▶ [What to work on] Select the lines that hold the word "TypeScript" and copy each one.

▶ [Data section]
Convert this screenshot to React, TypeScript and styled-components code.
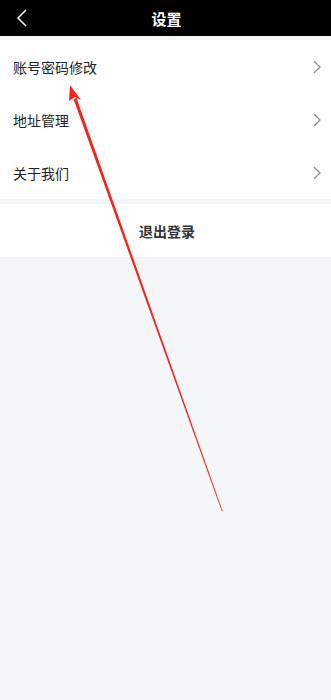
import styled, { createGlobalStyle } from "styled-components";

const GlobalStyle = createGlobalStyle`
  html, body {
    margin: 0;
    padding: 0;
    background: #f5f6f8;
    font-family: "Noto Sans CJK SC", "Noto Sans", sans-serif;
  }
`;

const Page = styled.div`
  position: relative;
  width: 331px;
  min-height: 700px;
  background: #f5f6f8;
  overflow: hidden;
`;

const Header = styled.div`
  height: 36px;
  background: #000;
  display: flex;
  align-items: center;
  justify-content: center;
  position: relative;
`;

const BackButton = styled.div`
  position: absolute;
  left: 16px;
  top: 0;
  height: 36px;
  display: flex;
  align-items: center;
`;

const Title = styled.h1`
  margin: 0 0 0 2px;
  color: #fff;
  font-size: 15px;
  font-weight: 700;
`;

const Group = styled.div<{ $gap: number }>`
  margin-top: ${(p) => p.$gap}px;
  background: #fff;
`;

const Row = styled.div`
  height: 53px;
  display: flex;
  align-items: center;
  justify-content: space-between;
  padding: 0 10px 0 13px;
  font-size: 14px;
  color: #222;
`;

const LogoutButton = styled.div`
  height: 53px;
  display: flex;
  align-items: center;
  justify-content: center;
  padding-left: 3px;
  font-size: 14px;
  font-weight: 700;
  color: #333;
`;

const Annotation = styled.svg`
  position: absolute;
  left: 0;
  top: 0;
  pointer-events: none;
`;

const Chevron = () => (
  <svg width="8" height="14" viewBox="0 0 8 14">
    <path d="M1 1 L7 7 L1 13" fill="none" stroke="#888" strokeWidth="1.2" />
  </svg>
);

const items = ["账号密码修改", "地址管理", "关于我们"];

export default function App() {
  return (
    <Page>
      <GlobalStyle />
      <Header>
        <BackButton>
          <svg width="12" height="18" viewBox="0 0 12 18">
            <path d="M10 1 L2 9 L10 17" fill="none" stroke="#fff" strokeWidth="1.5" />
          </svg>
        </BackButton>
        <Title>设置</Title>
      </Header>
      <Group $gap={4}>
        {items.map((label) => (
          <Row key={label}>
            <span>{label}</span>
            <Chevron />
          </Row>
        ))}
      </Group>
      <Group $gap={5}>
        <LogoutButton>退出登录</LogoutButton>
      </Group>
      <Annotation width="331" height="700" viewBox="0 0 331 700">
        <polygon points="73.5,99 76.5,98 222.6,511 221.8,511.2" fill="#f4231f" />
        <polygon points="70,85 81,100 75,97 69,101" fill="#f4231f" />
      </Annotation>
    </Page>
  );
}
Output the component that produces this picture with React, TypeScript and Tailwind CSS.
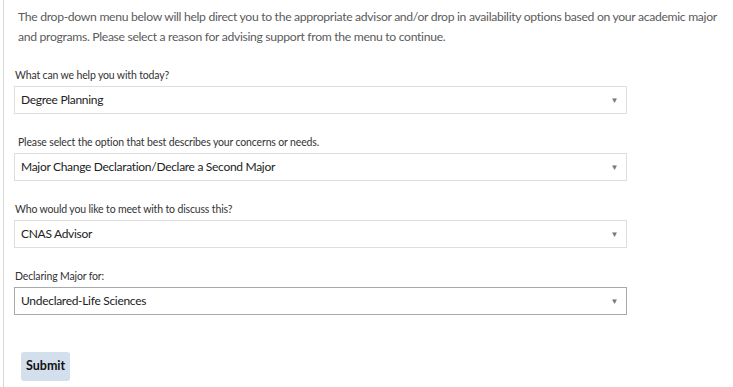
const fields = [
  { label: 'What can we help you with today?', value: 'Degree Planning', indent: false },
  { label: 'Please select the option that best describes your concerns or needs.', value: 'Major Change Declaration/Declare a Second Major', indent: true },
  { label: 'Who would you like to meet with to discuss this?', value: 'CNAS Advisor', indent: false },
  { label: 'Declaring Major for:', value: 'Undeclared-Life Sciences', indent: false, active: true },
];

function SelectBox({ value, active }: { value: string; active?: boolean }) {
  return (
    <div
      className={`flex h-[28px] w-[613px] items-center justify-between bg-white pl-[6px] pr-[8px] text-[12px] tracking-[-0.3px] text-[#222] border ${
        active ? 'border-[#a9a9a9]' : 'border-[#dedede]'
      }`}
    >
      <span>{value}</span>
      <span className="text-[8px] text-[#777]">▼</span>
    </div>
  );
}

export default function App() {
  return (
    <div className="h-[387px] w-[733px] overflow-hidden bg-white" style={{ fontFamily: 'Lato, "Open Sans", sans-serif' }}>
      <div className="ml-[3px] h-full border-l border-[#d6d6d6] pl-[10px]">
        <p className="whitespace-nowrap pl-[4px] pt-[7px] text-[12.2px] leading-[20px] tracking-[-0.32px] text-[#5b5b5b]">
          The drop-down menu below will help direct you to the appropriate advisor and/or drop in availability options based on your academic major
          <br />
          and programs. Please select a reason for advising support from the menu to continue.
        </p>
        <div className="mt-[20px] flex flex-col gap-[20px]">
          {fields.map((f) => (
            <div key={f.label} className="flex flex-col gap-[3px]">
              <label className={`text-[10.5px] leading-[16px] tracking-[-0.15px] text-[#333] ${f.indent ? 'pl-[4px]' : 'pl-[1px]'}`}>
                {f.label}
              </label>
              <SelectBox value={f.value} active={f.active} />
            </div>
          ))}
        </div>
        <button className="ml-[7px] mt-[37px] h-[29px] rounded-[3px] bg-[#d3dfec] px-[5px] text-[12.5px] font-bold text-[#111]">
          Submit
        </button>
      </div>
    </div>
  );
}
...
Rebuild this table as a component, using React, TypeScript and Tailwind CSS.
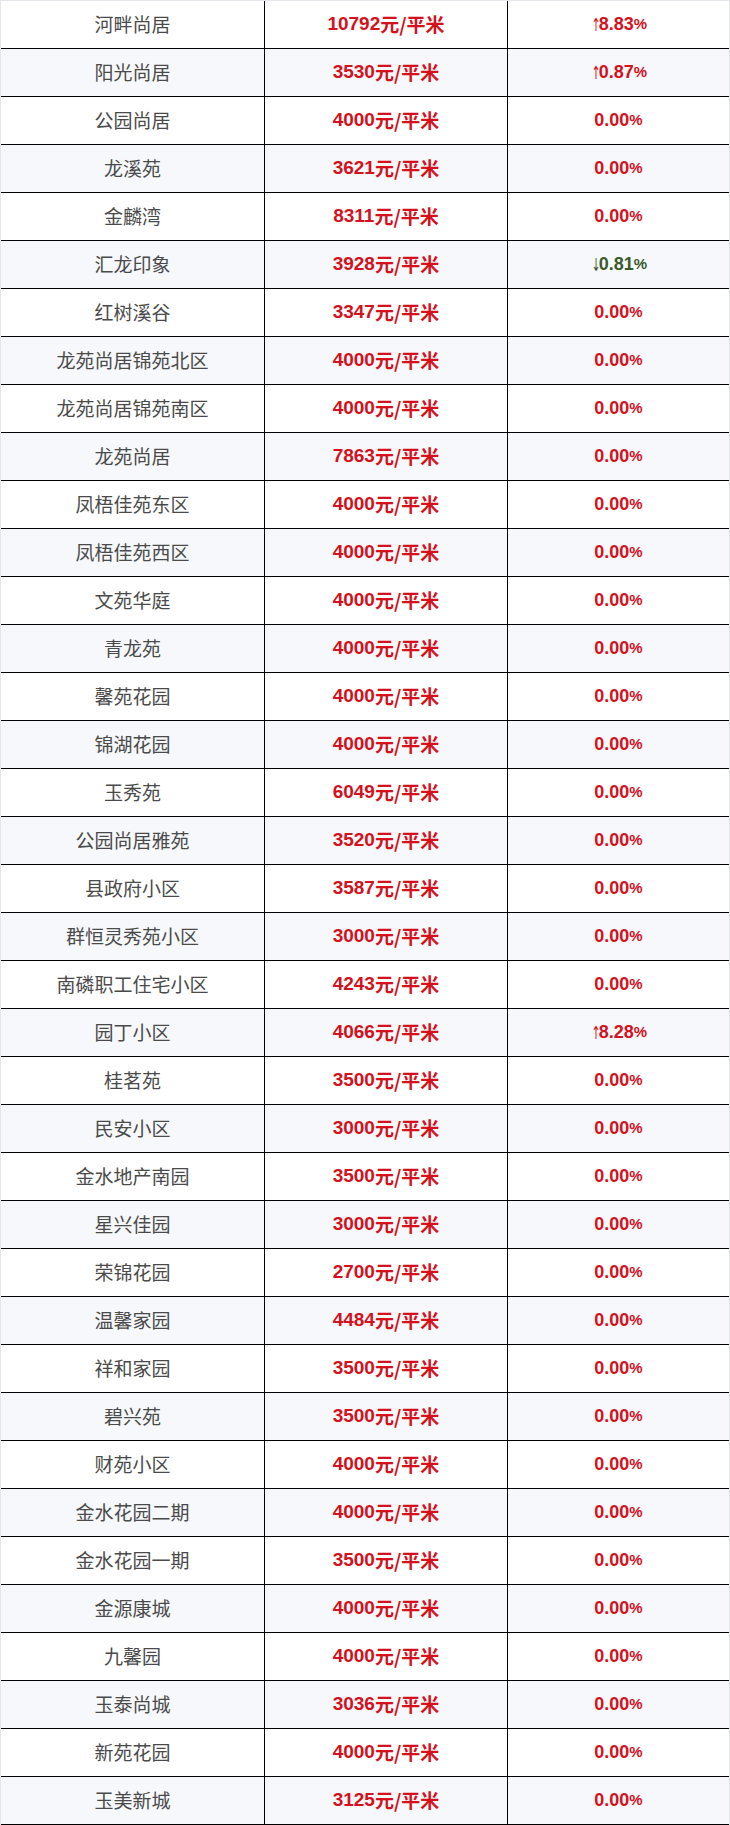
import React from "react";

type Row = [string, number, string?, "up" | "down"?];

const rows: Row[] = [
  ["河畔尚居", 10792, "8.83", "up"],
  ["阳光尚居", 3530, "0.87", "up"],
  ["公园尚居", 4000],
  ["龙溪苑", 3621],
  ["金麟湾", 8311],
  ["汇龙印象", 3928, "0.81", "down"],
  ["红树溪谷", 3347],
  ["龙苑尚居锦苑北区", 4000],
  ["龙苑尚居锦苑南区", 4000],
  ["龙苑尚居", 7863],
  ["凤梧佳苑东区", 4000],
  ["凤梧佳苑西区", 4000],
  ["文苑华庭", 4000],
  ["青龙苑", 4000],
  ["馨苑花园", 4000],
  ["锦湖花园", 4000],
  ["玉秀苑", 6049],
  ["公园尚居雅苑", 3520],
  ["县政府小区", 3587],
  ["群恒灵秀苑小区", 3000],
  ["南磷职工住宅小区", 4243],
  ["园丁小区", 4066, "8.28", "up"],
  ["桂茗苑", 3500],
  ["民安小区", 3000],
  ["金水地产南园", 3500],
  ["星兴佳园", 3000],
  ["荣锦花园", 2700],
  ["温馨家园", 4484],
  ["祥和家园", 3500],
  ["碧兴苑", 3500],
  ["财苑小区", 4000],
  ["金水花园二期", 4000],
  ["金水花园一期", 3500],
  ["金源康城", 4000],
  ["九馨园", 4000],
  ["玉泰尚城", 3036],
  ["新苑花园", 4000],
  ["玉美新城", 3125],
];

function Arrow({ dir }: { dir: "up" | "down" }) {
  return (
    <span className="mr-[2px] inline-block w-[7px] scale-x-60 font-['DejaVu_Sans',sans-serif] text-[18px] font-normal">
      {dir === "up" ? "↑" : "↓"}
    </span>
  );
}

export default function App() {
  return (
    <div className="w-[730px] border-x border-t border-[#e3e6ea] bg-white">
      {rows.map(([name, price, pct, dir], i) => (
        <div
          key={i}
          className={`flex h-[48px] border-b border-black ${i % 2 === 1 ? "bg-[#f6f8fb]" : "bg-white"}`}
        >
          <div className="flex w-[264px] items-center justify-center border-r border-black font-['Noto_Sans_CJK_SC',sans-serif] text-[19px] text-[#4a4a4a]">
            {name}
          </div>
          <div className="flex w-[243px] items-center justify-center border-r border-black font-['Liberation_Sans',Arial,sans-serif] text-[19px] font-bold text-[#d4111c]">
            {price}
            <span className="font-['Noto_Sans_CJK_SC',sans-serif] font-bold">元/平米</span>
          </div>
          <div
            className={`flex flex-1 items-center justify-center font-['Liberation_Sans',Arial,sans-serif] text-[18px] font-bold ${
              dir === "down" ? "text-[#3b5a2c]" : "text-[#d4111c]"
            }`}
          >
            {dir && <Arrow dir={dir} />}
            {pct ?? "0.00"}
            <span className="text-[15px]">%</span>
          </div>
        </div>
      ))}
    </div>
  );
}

▶ [Reply]
Convert this screenshot to React, TypeScript and styled-components code.
Output the component that produces this picture with React, TypeScript and Tailwind CSS.
Rebuild this table as a component, using React, TypeScript and Tailwind CSS.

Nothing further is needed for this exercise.